Arnold Rowntree
Arnold Stephenson Rowntree, the son of John Stephenson Rowntree, was born in York on 28 November 1872. His mother Elizabeth Rowntree was killed in a carriage accident while the family were on holiday in 1875. He was cared for during the next three years by Maria Cadbury, who was his aunt. In 1878, on their father's remarriage, he returned to York.
Rowntree was ducated as a Quaker at the Bootham Friends' School. On leaving school in 1889 he joined his father's grocery business. However, in 1891 he was invited by his uncle Joseph Rowntree to join his company. He was eventually placed in charge of the advertising department.
In 1906 Rowntree married Mary Katharine Harvey (1876-1962). Over the next few years she gave birth to three sons and three daughters. Rowntree was a member of the Liberal Party and in 1907 he was one of those who founded the Nation. Rowntree was elected the MP for York in the 1910 General Election.
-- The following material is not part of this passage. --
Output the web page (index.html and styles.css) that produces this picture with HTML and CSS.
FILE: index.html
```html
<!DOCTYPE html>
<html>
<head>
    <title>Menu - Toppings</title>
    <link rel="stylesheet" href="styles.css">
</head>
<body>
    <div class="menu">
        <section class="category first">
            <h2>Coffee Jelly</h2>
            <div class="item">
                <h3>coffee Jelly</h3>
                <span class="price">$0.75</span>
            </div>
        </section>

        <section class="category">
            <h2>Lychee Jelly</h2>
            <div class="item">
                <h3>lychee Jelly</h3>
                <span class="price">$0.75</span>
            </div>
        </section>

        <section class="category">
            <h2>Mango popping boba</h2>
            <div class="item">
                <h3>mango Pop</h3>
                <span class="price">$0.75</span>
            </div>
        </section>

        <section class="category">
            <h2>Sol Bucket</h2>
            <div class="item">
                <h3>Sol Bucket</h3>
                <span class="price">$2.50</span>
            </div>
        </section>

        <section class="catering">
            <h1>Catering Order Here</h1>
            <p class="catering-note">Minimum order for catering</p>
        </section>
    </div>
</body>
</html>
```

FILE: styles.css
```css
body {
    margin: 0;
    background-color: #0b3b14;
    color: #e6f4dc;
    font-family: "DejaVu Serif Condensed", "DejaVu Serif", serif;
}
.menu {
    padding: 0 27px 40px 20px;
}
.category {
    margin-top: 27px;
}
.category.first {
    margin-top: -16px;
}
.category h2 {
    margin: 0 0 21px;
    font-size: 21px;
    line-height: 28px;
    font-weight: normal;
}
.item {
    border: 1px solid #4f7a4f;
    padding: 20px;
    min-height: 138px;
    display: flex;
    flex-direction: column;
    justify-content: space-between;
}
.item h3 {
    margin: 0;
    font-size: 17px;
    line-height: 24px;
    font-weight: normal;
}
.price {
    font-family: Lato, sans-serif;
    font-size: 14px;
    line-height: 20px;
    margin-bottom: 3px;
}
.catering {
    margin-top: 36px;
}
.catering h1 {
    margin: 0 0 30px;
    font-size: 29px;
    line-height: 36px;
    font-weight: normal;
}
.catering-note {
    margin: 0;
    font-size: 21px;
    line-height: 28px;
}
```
A strong critic of the foreign policy of Herbert Asquith and Sir Edward Grey, Rowntree was opposed to Britain's involvement in the First World War.
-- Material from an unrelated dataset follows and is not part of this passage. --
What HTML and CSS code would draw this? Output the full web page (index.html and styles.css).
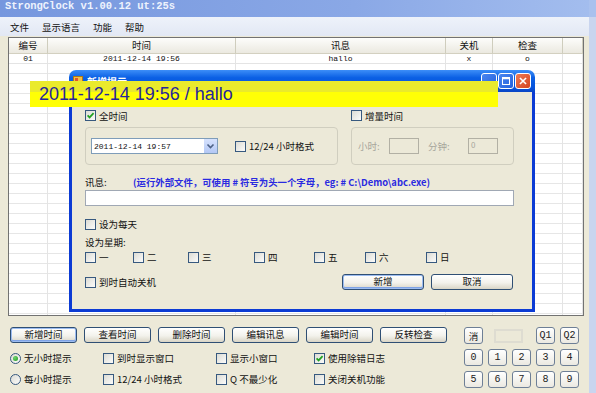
FILE: index.html
```html
<!DOCTYPE html>
<html>
<head>
<meta charset="utf-8">
<title>StrongClock</title>
<link rel="stylesheet" href="styles.css">
</head>
<body>
<div class="app">
  <div class="main">
    <div class="titlebar">StrongClock v1.00.12 ut:25s</div>
    <div class="menubar"><span>文件</span><span>显示语言</span><span>功能</span><span>帮助</span></div>
    <div class="content">
      <div class="list">
        <div class="hd">编号</div><div class="hd">时间</div><div class="hd">讯息</div><div class="hd">关机</div><div class="hd">检查</div><div class="hd"></div>
        <div class="cell">01</div><div class="cell">2011-12-14 19:56</div><div class="cell">hallo</div><div class="cell">x</div><div class="cell">o</div><div class="cell"></div>
        <div class="fill"></div><div class="fill"></div><div class="fill"></div><div class="fill"></div><div class="fill"></div><div class="fill"></div>
      </div>
      <div class="bottom">
        <div class="left">
          <div class="btnrow">
            <div class="btn default">新增时间</div>
            <div class="btn">查看时间</div>
            <div class="btn">删除时间</div>
            <div class="btn">编辑讯息</div>
            <div class="btn">编辑时间</div>
            <div class="btn">反转检查</div>
          </div>
          <div class="opts">
            <div class="opt"><span class="radio on"></span>无小时提示</div>
            <div class="opt"><span class="chk"></span>到时显示窗口</div>
            <div class="opt"><span class="chk"></span>显示小窗口</div>
            <div class="opt"><span class="chk"><svg viewBox="0 0 9 9"><path d="M1.6 4.3 L3.6 6.4 L7.6 2.1" fill="none" stroke="#21a121" stroke-width="1.7"/></svg></span>使用除错日志</div>
            <div class="opt"><span class="radio"></span>每小时提示</div>
            <div class="opt"><span class="chk"></span>12/24 小时格式</div>
            <div class="opt"><span class="chk"></span>Q 不最少化</div>
            <div class="opt"><span class="chk"></span>关闭关机功能</div>
          </div>
        </div>
        <div class="keypad">
          <div class="key cjk">消</div>
          <div class="ghost"></div>
          <div class="key">Q1</div>
          <div class="key">Q2</div>
          <div class="key">0</div><div class="key">1</div><div class="key">2</div><div class="key">3</div><div class="key">4</div>
          <div class="key">5</div><div class="key">6</div><div class="key">7</div><div class="key">8</div><div class="key">9</div>
        </div>
      </div>
    </div>
  </div>
  <div class="frame-right"></div>
</div>

<div class="dialog">
  <div class="dlg-title">
    <svg class="dlg-icon" viewBox="0 0 10 10"><rect x="0.5" y="0.5" width="9" height="9" fill="#f3c04a" stroke="#b07a14"/><rect x="2" y="2" width="3" height="3" fill="#e2562a"/><rect x="5.5" y="5" width="3" height="3" fill="#2a6ad8"/></svg>
    <span class="dlg-caption">新增提示</span>
    <div class="tb-btns">
      <div class="tb"><svg viewBox="0 0 16 16"><rect x="4" y="10" width="6" height="2" fill="#fff"/></svg></div>
      <div class="tb"><svg viewBox="0 0 16 16"><rect x="4" y="4" width="8" height="8" fill="none" stroke="#fff" stroke-width="1.2"/><rect x="4" y="4" width="8" height="2" fill="#fff"/></svg></div>
      <div class="tb close"><svg viewBox="0 0 16 16"><path d="M4.5 4.5 L11.5 11.5 M11.5 4.5 L4.5 11.5" stroke="#fff" stroke-width="1.8"/></svg></div>
    </div>
  </div>
  <div class="dlg-body">
    <div class="dlg-cols head">
      <div class="colL"><div class="opt"><span class="chk"><svg viewBox="0 0 9 9"><path d="M1.6 4.3 L3.6 6.4 L7.6 2.1" fill="none" stroke="#21a121" stroke-width="1.7"/></svg></span>全时间</div></div>
      <div class="colR"><div class="opt"><span class="chk"></span>增量时间</div></div>
    </div>
    <div class="dlg-cols groups">
      <div class="group colL gl">
        <div class="combo"><span class="combo-text">2011-12-14 19:57</span><span class="combo-btn"><svg viewBox="0 0 13 14"><path d="M3.5 5.5 L6.5 8.5 L9.5 5.5" fill="none" stroke="#4d6185" stroke-width="1.6"/></svg></span></div>
        <div class="opt fmt"><span class="chk"></span>12/24 小时格式</div>
      </div>
      <div class="group colR gr">
        <span class="glabel">小时:</span><span class="tinput"></span>
        <span class="glabel wide">分钟:</span><span class="tinput">0</span>
      </div>
    </div>
    <div class="msg-row"><span class="msg-label">讯息:</span><span class="msg-hint">(运行外部文件，可使用 # 符号为头一个字母，eg: # C:\Demo\abc.exe)</span></div>
    <div class="msg-input"></div>
    <div class="opt daily"><span class="chk"></span>设为每天</div>
    <div class="week-label">设为星期:</div>
    <div class="weekdays">
      <div class="opt"><span class="chk"></span>一</div>
      <div class="opt"><span class="chk"></span>二</div>
      <div class="opt"><span class="chk"></span>三</div>
      <div class="opt"><span class="chk"></span>四</div>
      <div class="opt"><span class="chk"></span>五</div>
      <div class="opt"><span class="chk"></span>六</div>
      <div class="opt"><span class="chk"></span>日</div>
    </div>
    <div class="last-row">
      <div class="opt"><span class="chk"></span>到时自动关机</div>
      <div class="dlg-btns">
        <div class="btn wide default">新增</div>
        <div class="btn wide">取消</div>
      </div>
    </div>
  </div>
</div>

<div class="banner">2011-12-14 19:56 / hallo</div>
</body>
</html>
```

FILE: styles.css
```css
html, body {
  margin: 0;
  padding: 0;
}
body {
  width: 596px;
  height: 393px;
  overflow: hidden;
  position: relative;
  background: #ece9d8;
  font-family: "Noto Sans CJK SC", "Liberation Sans", sans-serif;
  font-size: 9.5px;
  color: #111;
}

.app {
  display: flex;
  height: 393px;
}
.main {
  flex: 1;
  display: flex;
  flex-direction: column;
}
.frame-right {
  width: 7px;
  background: linear-gradient(to bottom, #a9c1ee 0 17px, #c9d5ef 17px);
}

.titlebar {
  height: 17px;
  line-height: 17px;
  padding-left: 5px;
  background: linear-gradient(to right, #7697de, #8aa8e6 60%, #a3bdee);
  color: #eef3fd;
  font: bold 10.5px "Liberation Mono", monospace;
  white-space: nowrap;
}
.menubar {
  height: 19px;
  display: flex;
  align-items: center;
  gap: 13px;
  padding-left: 10px;
  background: linear-gradient(#eef2fa, #e2e8f4);
}

.content {
  flex: 1;
  display: flex;
  flex-direction: column;
  padding: 1px 5px 0 8px;
}
.list {
  height: 279px;
  box-sizing: border-box;
  border: 1px solid #727272;
  background: #fff;
  display: grid;
  grid-template-columns: 39px 188px 210px 47px 70px 1fr;
  grid-template-rows: 16px 10px 1fr;
}
.hd {
  box-sizing: border-box;
  background: linear-gradient(#fdfdfb, #ebe9e0);
  border-right: 1px solid #cfcdbd;
  border-bottom: 1px solid #d3d0c0;
  text-align: center;
  line-height: 15px;
}
.cell {
  box-sizing: border-box;
  font: 8px "Liberation Mono", monospace;
  line-height: 10px;
  text-align: center;
  border-right: 1px solid #e4e4e4;
  border-bottom: 1px solid #e4e4e4;
  white-space: nowrap;
}
.fill {
  border-right: 1px solid #e4e4e4;
  background: repeating-linear-gradient(to bottom, #fff 0 9px, #e6e6e6 9px 10px);
}

.bottom {
  display: flex;
  padding: 11px 0 0 2px;
}
.left {
  display: flex;
  flex-direction: column;
}
.btnrow {
  display: flex;
  gap: 7px;
}
.btn {
  width: 67px;
  height: 16px;
  box-sizing: border-box;
  border: 1px solid #2f4f74;
  border-radius: 3px;
  background: linear-gradient(#ffffff, #f3f2ec 55%, #d9d5c6);
  display: flex;
  align-items: center;
  justify-content: center;
  line-height: 1;
}
.btn.default {
  box-shadow: inset 0 0 0 1px #9cbcf0, inset 0 -1px 0 1px #7fa3e6;
}
.btn.wide {
  width: 82px;
}

.opts {
  display: grid;
  grid-template-columns: 93px 113px 98px auto;
  row-gap: 9px;
  margin-top: 9px;
}
.opt {
  display: flex;
  align-items: center;
  gap: 3px;
  height: 12px;
  white-space: nowrap;
}
.chk {
  width: 11px;
  height: 11px;
  box-sizing: border-box;
  border: 1px solid #37597f;
  background: linear-gradient(135deg, #dcdcd5, #fbfbfa);
  display: inline-flex;
  flex: none;
}
.chk svg {
  width: 9px;
  height: 9px;
}
.radio {
  width: 11px;
  height: 11px;
  box-sizing: border-box;
  border: 1px solid #37597f;
  border-radius: 50%;
  background: linear-gradient(135deg, #dcdcd5, #fbfbfa);
  flex: none;
  display: inline-flex;
  align-items: center;
  justify-content: center;
}
.radio.on::after {
  content: "";
  width: 5px;
  height: 5px;
  border-radius: 50%;
  background: radial-gradient(circle at 35% 35%, #6fd36f, #1f9a1f);
}

.keypad {
  margin-left: auto;
  margin-right: 5px;
  display: grid;
  grid-template-columns: repeat(5, 19px);
  grid-auto-rows: 17px;
  gap: 5px;
}
.key {
  box-sizing: border-box;
  border: 1px solid #6e7f96;
  border-radius: 3px;
  background: linear-gradient(#ffffff, #ebe9e1);
  display: flex;
  align-items: center;
  justify-content: center;
  font: 10px "Liberation Mono", monospace;
  color: #222;
}
.key.cjk {
  font-family: "Noto Sans CJK SC", sans-serif;
  font-size: 9.5px;
}
.ghost {
  grid-column: 2 / 4;
  margin: 2px 8px 1px 6px;
  border: 2px solid #dedcd1;
}

/* dialog window */
.dialog {
  position: absolute;
  left: 69px;
  top: 70px;
  width: 466px;
  height: 242px;
  display: flex;
  flex-direction: column;
}
.dlg-title {
  height: 22px;
  box-sizing: border-box;
  border-radius: 7px 7px 0 0;
  background: linear-gradient(#3d8ef8, #0b60e4 35%, #0552dd 80%, #0a45c4);
  display: flex;
  align-items: center;
  padding: 0 4px 0 4px;
  color: #fff;
}
.dlg-icon {
  width: 10px;
  height: 10px;
  flex: none;
}
.dlg-caption {
  margin-left: 4px;
  font-weight: bold;
  font-size: 10px;
}
.tb-btns {
  margin-left: auto;
  display: flex;
  gap: 1px;
}
.tb {
  width: 16px;
  height: 16px;
  box-sizing: border-box;
  border: 1px solid #fff;
  border-radius: 3px;
  background: linear-gradient(135deg, #4a86f0, #2461dc);
  display: flex;
}
.tb.close {
  background: linear-gradient(135deg, #ee7a55, #d4441e);
}
.tb svg {
  width: 14px;
  height: 14px;
}
.dlg-body {
  flex: 1;
  background: #ece9d8;
  border: 3px solid #0c3bd4;
  border-top: 0;
  padding: 0 18px 0 13px;
  display: flex;
  flex-direction: column;
}
.dlg-cols {
  display: flex;
  gap: 13px;
}
.dlg-cols.head {
  margin-top: 17px;
  height: 13px;
  align-items: center;
}
.colL {
  width: 253px;
}
.colR {
  width: 163px;
}
.dlg-cols.groups {
  margin-top: 5px;
}
.group {
  height: 38px;
  box-sizing: border-box;
  border: 1px solid #d0cebf;
  border-radius: 4px;
  display: flex;
  align-items: center;
}
.gl {
  padding-left: 5px;
}
.gr {
  padding-left: 6px;
}
.combo {
  width: 127px;
  height: 16px;
  box-sizing: border-box;
  border: 1px solid #7f9db9;
  background: #fff;
  display: flex;
  align-items: center;
}
.combo-text {
  flex: 1;
  padding-left: 2px;
  font: 8px "Liberation Mono", monospace;
}
.combo-btn {
  width: 13px;
  height: 14px;
  background: linear-gradient(#d6e2fd, #b3c8f5);
  display: flex;
}
.combo-btn svg {
  width: 13px;
  height: 14px;
}
.fmt {
  margin-left: 17px;
}
.glabel {
  width: 31px;
  color: #a7a69c;
}
.glabel.wide {
  width: 40px;
  margin-left: 9px;
}
.tinput {
  width: 30px;
  height: 16px;
  box-sizing: border-box;
  border: 1px solid #b2b0a4;
  color: #a7a69c;
  font-size: 8px;
  padding-left: 2px;
  line-height: 12px;
}

.msg-row {
  margin-top: 11px;
  height: 12px;
  display: flex;
  align-items: center;
  white-space: nowrap;
}
.msg-label {
  width: 48px;
}
.msg-hint {
  color: #2a2ae0;
  font-weight: bold;
  font-size: 9.4px;
}
.msg-input {
  margin-top: 2px;
  height: 16px;
  box-sizing: border-box;
  border: 1px solid #a0a8b4;
  background: #fff;
}
.daily {
  margin-top: 12px;
}
.week-label {
  margin-top: 6px;
  height: 12px;
  line-height: 12px;
}
.weekdays {
  margin-top: 3px;
  display: grid;
  grid-template-columns: 48px 55px 66px 60px 51px 61px auto;
}
.last-row {
  margin-top: 11px;
  height: 16px;
  display: flex;
  align-items: center;
}
.dlg-btns {
  margin-left: auto;
  margin-right: 1px;
  display: flex;
  gap: 7px;
}

.banner {
  position: absolute;
  left: 30px;
  top: 81px;
  width: 468px;
  height: 26px;
  box-sizing: border-box;
  padding-left: 9px;
  background: linear-gradient(#eaea2c 0 11px, #ffff06 11px);
  color: #26269a;
  font: 18px "Liberation Sans", Arial, sans-serif;
  line-height: 26px;
  white-space: nowrap;
}
```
In 1914 Rowntree joined with Charles Trevelyan, E.D. Morel, George Cadbury, Ramsay MacDonald, Arthur Ponsonby, to form the Union of Democratic Control (UDC). The founders of the UDC produced a manifesto and invited people to support it. Over the next few weeks several leading figures joined the organisation. This included J. A. Hobson, Charles Buxton, Ottoline Morrell, Philip Morrell, Frederick Pethick-Lawrence, Morgan Philips Price, George Cadbury, Helena Swanwick, Fred Jowett, Tom Johnston, Bertrand Russell, Philip Snowden, Ethel Snowden, David Kirkwood, William Anderson, Mary Sheepshanks, Isabella Ford, H. H. Brailsford, Israel Zangwill, Margaret Llewelyn Davies, Konni Zilliacus, Margaret Sackville and Olive Schreiner.
The UDC became the leading anti-war organisation in Britain. However, under pressure from the Liberal Party, Rowntree decided to leave the UDC. Like other anti-war MPs, Rowntree was defeated in the 1918 General Election. Rowntree returned to the business world and became a director of Rowntree & Company, Westminster Press and Associated Papers. According to his biographer, Elfrida Vipont, the author of Arnold Rowntree (1955), Rowntree was a "shrewd common sense, business ability and reconciling influence' and were marked by the fact that people mattered to him more than administration".
Arnold Rowntree died on 21st May, 1951.